No matter the topic, the finest docs make you realize how much we needed a film on a particular subject. And that rule couldn’t apply more to Tiny Tim: King for a Day, director Johan von Sydow’s overview of the otherworldly life and times of one of the most WTF pop celebrities of the last century. (It hits theaters on April 30th.)
For those who vaguely recall Tiny Tim, or never heard of him at all, the man born Herbert Butros Khaury was the oddest of ducks even during the Sixties, when everybody was letting their freak flags fly. Tall and portly, with a protruding nose and hair that looked like a damp mop falling over his face, Tiny didn’t look like any of the tune-in-and-turn-on musicians and earnest folkies who also emerged from the New York club scene. (Even his wardrobe bucked the times: He tended to wear suits.) He also distinguished himself musically: At a time of protest songs, amped-up folk-rock, and psychedelia, here was a guy strumming a ukulele and warbling, in a falsetto that sounded like a lovestruck bird, pre-rock standards like “Tiptoe Through the Tulips.” From his look to his borderline-leer smile, he was sweet and creepy at the same time.

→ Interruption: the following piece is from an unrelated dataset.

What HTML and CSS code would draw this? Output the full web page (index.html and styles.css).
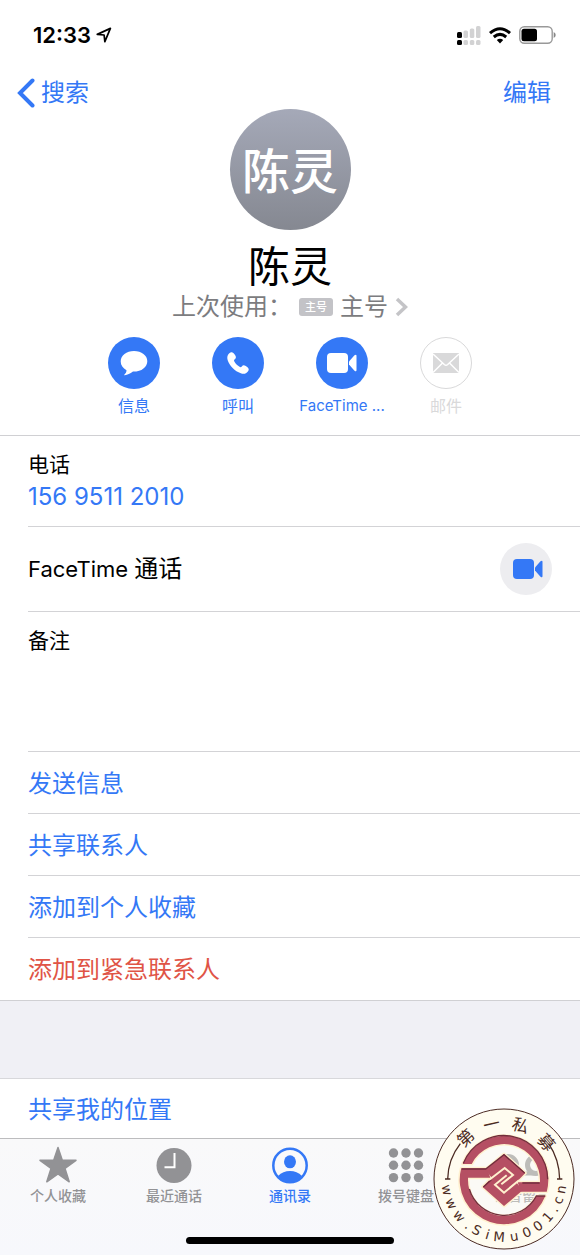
FILE: index.html
```html
<!DOCTYPE html>
<html lang="zh-CN">
<head>
<meta charset="utf-8">
<meta name="viewport" content="width=device-width, initial-scale=1">
<title>陈灵</title>
<link rel="stylesheet" href="styles.css">
</head>
<body>
<svg class="defs" aria-hidden="true">
  <symbol id="video" viewBox="0 0 30 20">
    <rect x="0" y="0" width="21" height="20" rx="4"/>
    <path d="M22 8.500 27.500 2.300Q29.500 1 29.500 3V17Q29.500 19 27.500 17.700L22 11.500Z"/>
  </symbol>
</svg>
<div class="screen">
  <header class="status">
    <div class="clock">12:33
      <svg width="16" height="16" viewBox="0 0 15 15" fill="none" stroke="#000" stroke-width="1.600" stroke-linejoin="round"><path d="M1.200 6.900 13.500 1.300 8.300 13.700 7.600 7.500Z"/></svg>
    </div>
    <div class="indicators">
      <svg width="24" height="19" viewBox="0 0 24 19">
        <g fill="#000"><rect x="0" y="6" width="5" height="6" rx="1.500"/><rect x="0" y="14" width="5" height="5" rx="1.500"/></g>
        <g fill="#d2d2d3"><rect x="6.500" y="4.500" width="4.500" height="7.500" rx="1.500"/><rect x="12.800" y="2.500" width="4.500" height="9.500" rx="1.500"/><rect x="19" y="0" width="4.500" height="12" rx="1.500"/><rect x="6.500" y="14" width="4.500" height="5" rx="1.500"/><rect x="12.800" y="14" width="4.500" height="5" rx="1.500"/><rect x="19" y="14" width="4.500" height="5" rx="1.500"/></g>
      </svg>
      <svg width="22" height="17" viewBox="0 0 22 17" fill="none" stroke="#000" stroke-width="3"><path d="M1 6.200Q11-2.800 21 6.200M4.800 10Q11 4.700 17.200 10"/><path d="M7.800 12.900Q11 10.600 14.200 12.900L11 16.500Z" fill="#000" stroke="none"/></svg>
      <svg width="37" height="18" viewBox="0 0 37 18"><rect x=".8" y=".8" width="32.400" height="16.400" rx="4.500" fill="none" stroke="#999" stroke-width="1.400"/><rect x="2.500" y="2.800" width="15.500" height="12.400" rx="2.500"/><path d="M34.700 6Q36.700 7 36.700 9T34.700 12Z" fill="#888"/></svg>
    </div>
  </header>
  <nav class="navbar">
    <button class="nav-button"><svg width="18" height="30" viewBox="0 0 18 30" fill="none" stroke="#3478f6" stroke-width="4" stroke-linecap="round" stroke-linejoin="miter"><path d="M15.500 2.500 3 15 15.500 27.500"/></svg>搜索</button>
    <button class="nav-button">编辑</button>
  </nav>
  <section class="profile">
    <div class="avatar">陈灵</div>
    <h1 class="name">陈灵</h1>
    <button class="last-used"><span>上次使用：</span><span class="sim">主号</span><span>主号</span>
      <svg width="13" height="20" viewBox="0 0 13 20" fill="none" stroke="#c4c4c7" stroke-width="3.500"><path d="M2 2 10.500 10 2 18"/></svg>
    </button>
    <div class="actions">
      <button class="action"><span class="disc"><svg width="28" height="26" viewBox="0 0 28 26" fill="#fff"><path d="M14 1C21.500 1 27.300 5.300 27.300 11.200S21.500 21.800 13 21.600C10 23.800 7.500 25 4.800 25.300 4 25.400 4 24.800 4.500 24.400 5.700 23.500 6.500 22.200 6.500 20.300 3 18.300 .7 15.200 .7 11.500 .7 5.500 6.500 1 14 1Z"/></svg></span>信息</button>
      <button class="action"><span class="disc"><svg width="24" height="24" viewBox="0 0 24 24" fill="#fff"><path d="M4.500 1.600C5.900 .6 7.500 1.500 9.200 4.300 10.300 6.200 10.100 7.200 8.800 8.200 7.900 9 7.800 9.500 8.500 10.700 9.700 12.700 11.200 14.300 13.200 15.600 14.500 16.400 15 16.300 15.800 15.400 16.900 14 18 13.900 19.800 15.100 22.600 17 23.300 18.200 22.400 19.700 20.800 22.300 18.300 23.600 14.800 22.300 8.900 20.100 3.400 14.600 1.700 9.200.6 5.800 2 3 4.500 1.600Z"/></svg></span>呼叫</button>
      <button class="action"><span class="disc"><svg width="30" height="20" fill="#fff"><use href="#video"/></svg></span><span class="latin">FaceTime ...</span></button>
      <button class="action disabled" disabled><span class="disc"><svg width="28" height="20" viewBox="0 0 28 20"><rect x="1" width="26" height="20" fill="#d9d9da"/><path d="M1 1 12.300 11.500Q14 13 15.700 11.500L27 1M1 19.500 10.500 10M27 19.500 17.500 10" fill="none" stroke="#fff" stroke-width="1.500"/></svg></span>邮件</button>
    </div>
  </section>
  <main class="list">
    <div class="row phone"><span class="label">电话</span><a class="number" href="tel:15695112010">156 9511 2010</a></div>
    <div class="row facetime"><span><span class="brand">FaceTime </span>通话</span><button class="round" aria-label="FaceTime 视频"><svg width="30" height="20" fill="#3478f6"><use href="#video"/></svg></button></div>
    <div class="row notes"><label class="label" for="notes">备注</label><textarea id="notes"></textarea></div>
    <button class="row link">发送信息</button>
    <button class="row link">共享联系人</button>
    <button class="row link">添加到个人收藏</button>
    <button class="row link danger">添加到紧急联系人</button>
  </main>
  <div class="gap"></div>
  <section class="share"><button class="row link">共享我的位置</button></section>
  <footer class="tabbar">
    <nav class="tabs">
      <button class="tab"><svg width="40" height="38" viewBox="0 0 40 38" fill="#929295" stroke="#929295" stroke-width="1.500" stroke-linejoin="round"><path d="M20 1.500 24.300 14.300H38L27 22.500 31.200 35.800 20 27.800 8.800 35.800 13 22.500 2 14.300H15.700Z"/></svg>个人收藏</button>
      <button class="tab"><svg width="36" height="38" viewBox="0 0 36 38"><circle cx="18" cy="19.500" r="17.500" fill="#929295"/><path d="M18.500 7V21.200H8.500" fill="none" stroke="#fff" stroke-width="2"/></svg>最近通话</button>
      <button class="tab current"><svg width="36" height="38" viewBox="0 0 36 38"><circle cx="18" cy="19.500" r="16.700" fill="none" stroke="#3478f6" stroke-width="2.500"/><ellipse cx="18" cy="15.800" rx="6" ry="6.500" fill="#3478f6"/><path d="M6 30Q11 25 18 25T30 30Q25 36 18 36T6 30Z" fill="#3478f6"/></svg>通讯录</button>
      <button class="tab"><svg width="36" height="38" viewBox="0 0 36 38" fill="#929295"><circle cx="5.500" cy="7" r="4.700"/><circle cx="18" cy="7" r="4.700"/><circle cx="30.500" cy="7" r="4.700"/><circle cx="5.500" cy="19.300" r="4.700"/><circle cx="18" cy="19.300" r="4.700"/><circle cx="30.500" cy="19.300" r="4.700"/><circle cx="5.500" cy="31.600" r="4.700"/><circle cx="18" cy="31.600" r="4.700"/><circle cx="30.500" cy="31.600" r="4.700"/></svg>拨号键盘</button>
      <button class="tab"><svg width="54" height="38" viewBox="0 0 54 38" fill="none" stroke="#929295" stroke-width="5"><circle cx="13" cy="19" r="8.500"/><circle cx="41" cy="19" r="8.500"/><path d="M13 27.500H41" stroke-width="4"/></svg>语音留言</button>
    </nav>
    <div class="home"></div>
  </footer>
  <svg class="seal" viewBox="0 0 426 426" role="img" aria-label="第一私募 www.SiMu001.cn">
    <defs>
      <path id="top-arc" d="M63 213A150 150 0 0 1 363 213"/>
      <path id="bottom-arc" d="M25 213A188 188 0 0 0 401 213"/>
      <path id="hook" d="M25 102A133 133 0 0 1 277.300 185H200L190 157H256.800A108 108 0 0 0 52.300 102Z"/>
      <path id="diamond" d="M149 72 213 129 186 157 205 181 149 228 85 171 112 143 93 119Z"/>
    </defs>
    <circle cx="213" cy="213" r="209" fill="#fffcf0" fill-opacity=".4"/>
    <path fill="#fffcf0" fill-rule="evenodd" d="M4 213A209 209 0 0 1 422 213 209 209 0 0 1 4 213ZM80 213A133 133 0 0 0 346 213 133 133 0 0 0 80 213Z"/>
    <circle cx="213" cy="213" r="210" fill="none" stroke="#4b2a22" stroke-width="3"/>
    <g transform="translate(64 66)">
      <g fill="#fff1cf" stroke="#fff1cf" stroke-width="9" stroke-linejoin="round"><use href="#hook"/><use href="#hook" transform="rotate(180 149 150)"/><use href="#diamond"/></g>
      <g fill="#b54f63"><use href="#hook"/><use href="#hook" transform="rotate(180 149 150)"/><use href="#diamond"/></g>
      <g fill="none" stroke="#722d3c" stroke-width="4">
        <path d="M27 100A131 131 0 0 1 280 148"/>
        <path d="M22 117H94L149 74 211 129"/>
        <path d="M204 159H256M87 171 111 149"/>
        <path d="M45 177A109 109 0 0 0 246 198H273"/>
      </g>
      <g fill="none" stroke="#fff1cf" stroke-width="6">
        <path d="M104 150 151 114 176 135 141 163"/>
        <path d="M194 151 149 188 122 164 157 136"/>
      </g>
    </g>
    <path d="M44 214Q45 154 82 107M380 214Q379 154 347 107M36 213H52M372 213H388" fill="none" stroke="#4b2a22" stroke-width="4"/>
    <text class="seal-title"><textPath href="#top-arc"><tspan x="123 202 280 364">第一私募</tspan></textPath></text>
    <text class="seal-url"><textPath href="#bottom-arc"><tspan x="36 82 130 171 203 241 279 328 371 413 456 489 520 556">www.SiMu001.cn</tspan></textPath></text>
  </svg>
</div>
</body>
</html>
```
FILE: styles.css
```css
* { box-sizing: border-box; }
body {
  margin: 0;
  background: #fff;
  color: #000;
  font-family: Inter, "Noto Sans CJK SC", sans-serif;
  font-size: 24px;
  line-height: 32px;
}
button {
  margin: 0;
  padding: 0;
  border: 0;
  background: none;
  color: inherit;
  font: inherit;
}
svg { display: block; flex: none; }
.defs { position: absolute; width: 0; height: 0; }
.screen {
  position: relative;
  display: flex;
  flex-direction: column;
  min-height: 100vh;
  overflow: hidden;
}
.status {
  display: flex;
  align-items: center;
  justify-content: space-between;
  height: 76px;
  padding: 0 24px 6px 33px;
}
.clock {
  display: flex;
  align-items: center;
  gap: 5px;
  font-size: 22px;
  font-weight: 600;
}
.indicators { display: flex; align-items: center; gap: 8px; }
.navbar {
  display: flex;
  align-items: center;
  justify-content: space-between;
  height: 33px;
  padding: 0 29px 0 17px;
  color: #3478f6;
}
.nav-button { display: flex; align-items: center; gap: 6px; }
.profile {
  display: flex;
  flex-direction: column;
  align-items: center;
  padding-bottom: 17px;
  border-bottom: 1px solid #d0d0d3;
}
.avatar {
  display: flex;
  align-items: center;
  justify-content: center;
  width: 121px;
  height: 121px;
  padding-top: 4px;
  border-radius: 50%;
  background: linear-gradient(#a5a9b8, #858891);
  color: #fff;
  font-size: 48px;
  font-weight: 500;
}
.name {
  margin: 13px 0 0;
  font-size: 42px;
  font-weight: 400;
  line-height: 48px;
}
.last-used {
  display: flex;
  align-items: center;
  gap: 7px;
  color: #7c7c80;
}
.sim {
  width: 34px;
  border-radius: 3px;
  background: #c3c3c7;
  color: #fff;
  font-size: 11px;
  font-weight: 500;
  line-height: 18px;
}
.actions {
  display: grid;
  grid-template-columns: repeat(4, 104px);
  margin-top: 14px;
}
.action {
  display: flex;
  flex-direction: column;
  align-items: center;
  gap: 5px;
  color: #3478f6;
  font-size: 16px;
  line-height: 24px;
  white-space: nowrap;
}
.latin { font-size: 15px; }
.disc {
  display: flex;
  align-items: center;
  justify-content: center;
  width: 52px;
  height: 52px;
  border-radius: 50%;
  background: #3478f6;
}
.disabled { color: #d9d9da; }
.disabled .disc { border: 1px solid #d9d9da; background: #fff; }
.list, .share { display: flex; flex-direction: column; padding-left: 28px; }
.row { border-bottom: 1px solid #d3d3d6; text-align: left; }
.label { font-size: 21px; }
.phone {
  display: flex;
  flex-direction: column;
  align-items: flex-start;
  height: 91px;
  padding-top: 13px;
}
.number { color: #3478f6; text-decoration: none; }
.facetime {
  display: flex;
  align-items: center;
  justify-content: space-between;
  height: 85px;
  padding-right: 28px;
}
.brand { font-size: 22px; }
.round {
  display: flex;
  align-items: center;
  justify-content: center;
  width: 52px;
  height: 52px;
  border-radius: 50%;
  background: #ededf0;
}
.round svg { margin-left: 3px; }
.notes {
  display: flex;
  flex-direction: column;
  height: 140px;
  padding-top: 13px;
}
.notes textarea {
  flex: 1;
  min-height: 0;
  padding: 0;
  border: 0;
  outline: 0;
  resize: none;
  background: none;
  font: inherit;
}
.link { min-height: 62px; padding-top: 2px; color: #3478f6; }
.danger { border-bottom: 0; color: #e05446; }
.list { border-bottom: 1px solid #d0d0d3; }
.gap {
  height: 78px;
  border-bottom: 1px solid #d8d8db;
  background: #f0f0f5;
}
.share .link { min-height: 59px; border-bottom: 0; }
.tabbar {
  display: flex;
  flex: 1;
  flex-direction: column;
  align-items: center;
  justify-content: space-between;
  padding: 7px 0 11px;
  border-top: 1px solid #bcbcbe;
  background: linear-gradient(#f9f9fa, #f7f8fc);
}
.tabs { display: grid; grid-template-columns: repeat(5, 1fr); width: 100%; }
.tab {
  display: flex;
  flex-direction: column;
  align-items: center;
  gap: 2px;
  color: #929295;
  font-size: 14px;
  font-weight: 500;
  line-height: 20px;
}
.current { color: #3478f6; }
.home { width: 208px; height: 7px; border-radius: 4px; background: #000; }
.seal {
  position: absolute;
  right: 5px;
  bottom: 5px;
  width: 142px;
  height: 142px;
}
.seal text { text-anchor: middle; }
.seal-title { fill: #4b2a22; font-size: 50px; }
.seal-url { fill: #4b2a22; font-family: "DejaVu Sans", sans-serif; font-size: 40px; }
```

But as King for a Day documents — in the most detail yet, aside from Justin Martell’s 2016 bio Eternal Troubadour — Tiny Tim became the least likely household name of his day. In seemingly no time at all, he went from being pelted with garbage while singing on New York streets to hanging out with Bob Dylan in Woodstock (we see a quick clip of them together, for a planned D.A. Pennebaker movie that never materialized), guest-starring on variety and talk shows (especially the massive Laugh-In), and scoring a top 10 album. He was even booked at the 1970 Isle of Wight festival, where fans, either stunned or stoned, cheered as he warbled the British patriotic tune “There’ll Always Be an England,” complete with a megaphone.
As the Band (who, as the Hawks, backed him on a few tracks on the soundtrack of the oddball 1967 doc You Are What You Eat) once sang, life is a carnival. And it truly was with Tiny Tim. In 1969, he and his then 17-year-old girlfriend, Miss Vicki (Vicki Budinger), were married on Johnny Carson’s Tonight Show, where Tiny had been a recurring guest. As we hear Carson announce during one of Tiny’s later appearances, the wedding was the highest-rated TV event of its time next to the moon landing. The proto-reality-star aspect only swelled over time: When Tim later talked publicly about his divorce from Vicki, he’s turned his life into a real-life soap opera.
During his heyday, Tim was a proud outsider and even something of a queer icon, and King for a Day makes a claim for him as a forerunner to androgynous pop stars ranging from glam rockers to Boy George. In the way he transformed from schlumpy guy to makeup-plastered carny entertainer [let’s tweak either the pop star above or the pop star here to avoid rep], he definitely seems to have paved the way for Alice Cooper. But as King for a Day relates, he was also proudly heterosexual (and fond of groupies and a degree of kink, which tormented him).
Neither smirky or patronizing, King for a Day uses archival footage, intermittent animation and interviews with friends, fellow entertainers and the last of Tiny’s three spouses to flesh out his back story. Not surprisingly, Tiny grew up feeling lonely, freakish and sexually conflicted. But we also learn he was the child of a Lebanese father and Jewish mother, and his father in particular didn’t seem to know what to make of his son (especially when he finds one of his male friends in the same bed, even if they weren’t having sex). When Tiny gains enough confidence to start singing in public, he’s heckled, and one of his first gigs is being part of a freak show in New York’s Times Square, where he sings near a bearded woman and other human oddities. But when he’s suddenly (and, he claims, divinely) inspired to sing in a trilly falsetto like Bing Crosby on helium, stardom and fame come calling
Tiny’s humbling last few years are the stuff of docs past, present and future. By the dawn of the Eighties, he was on a permanent comeback trail, which included trying to go country, appearing in the campy 1987 horror movie Blood Harvest and remaking “Tiptoe Through the Tulips” with a punk band. Some of the most poignant clips in King for a Day document the period when he was performing in a traveling circus, as if his life had gone full circle back to the freak-show days. And judging by letters and diaries (read by “Weird Al” Yankovic), Tiny, who was reportedly more serious than his public persona let on, knew all too well that that had happened.
But give Tiny Tim this: He died loving what he did. In 1996, he suffered a heart attack during a performance in Minneapolis, just as it seemed as if he was on the verge of some sort of kitschy rediscovery. It’s hard to say whether that comeback would have ever happened. His singing voice and records remain the definition of acquired taste, and King for a Day won’t necessarily send you back to his songs the way other first-rate music docs can. But watching it, you feel glad that such a genuine oddball lived his particular dream and never revealed any public bitterness over the arc of his life. His legacy, it turns out, was the last thing from tiny.